As a beneficiary of the UCU Partners Scholarship, how was the scholarship helpful to you?
After eight years of being out of school due to financial difficulties, most universities did not look at me as a credible candidate for their programs. What I am giving back to the community is very little compared to what UCU Uganda Partners has invested in me.
The financial support I received from Uganda Partners is now benefiting 70,000 people here at Kyaka II Settlement.
Because a few individuals gave (money) towards my education, I am able to be in this position to give support to vulnerable people in settlement communities. The Uganda Partners’ scholarship has given me hope and inspired me to look beyond a Bachelor’s degree. I would love to have a Masters or even a PHD and become a Consultant on immigrants and refugees in Uganda and in Africa at large. This UCU Partners’ scholarship has laid a wonderful foundation. I am very empowered and very hopeful about my future, my children’s future, and the futures of refugees.
Tell us about your experience accompanying refugees in Kyaka II Settlement community?
I had my internship here.
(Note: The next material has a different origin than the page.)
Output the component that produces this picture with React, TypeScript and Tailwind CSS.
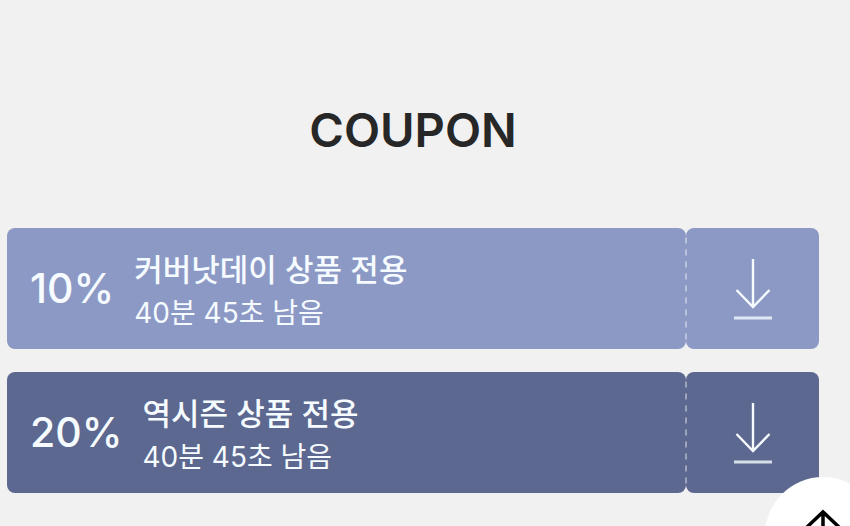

My performance as a student laid the groundwork for me to be a full-time DRC employee even before I graduated from UCU. I wanted to come back and they wanted me to come back. During my internship, I developed relationships with my clients that are building even more now. But as a full-time employee, I am more accountable to refugees. It is important to evaluate my success by looking at the progress and happiness of my clients. Some of my clients come to me when they are very sad, and after interacting with them, and solving their problems, I see them smiling. My success is then fulfilled by their smiles, and happy faces. Obviously, every context has its own challenges. Each refugee has his/her struggles. War affects women, children, and men differently. Some people come out of (the war areas) traumatized, disabled, unaccompanied, and my job is to walk with them in their healing journey. I pray for their healing, and every morning in my devotion, I set aside a time to pray for refugees and our staff who accompany them.
While Uganda has had an open-door policy towards refugees, other countries have closed their doors to migrants. Amidst this and other challenges faced by refugees here and beyond, what keeps you committed to the work you are doing at the Kyaka II refugee community with DRC Uganda?
The innocence of the people I work with keeps me committed to the work I am doing. They are victims of violence. I understand that I work with victims of violence and together as a (DRC) community, we are committed to find a plan that would make their lives better. I may be a drop in the ocean that is working against the daily structures that cause violence, but the truth is I am working from the bottom up approach to undo violence to educate young people and adults in the settlement on the impact of violence, what they can do to solve violence, and learn about peaceful coexistence.
Finally, what is your advice to current UCU students?
Understand your God-given purpose. We are occupying a very globalized space. Take time to identify your space and operate from that space to transform your community. And identify a problem in your community and be part of solving it. Finally, be passionate about something you are doing and love it.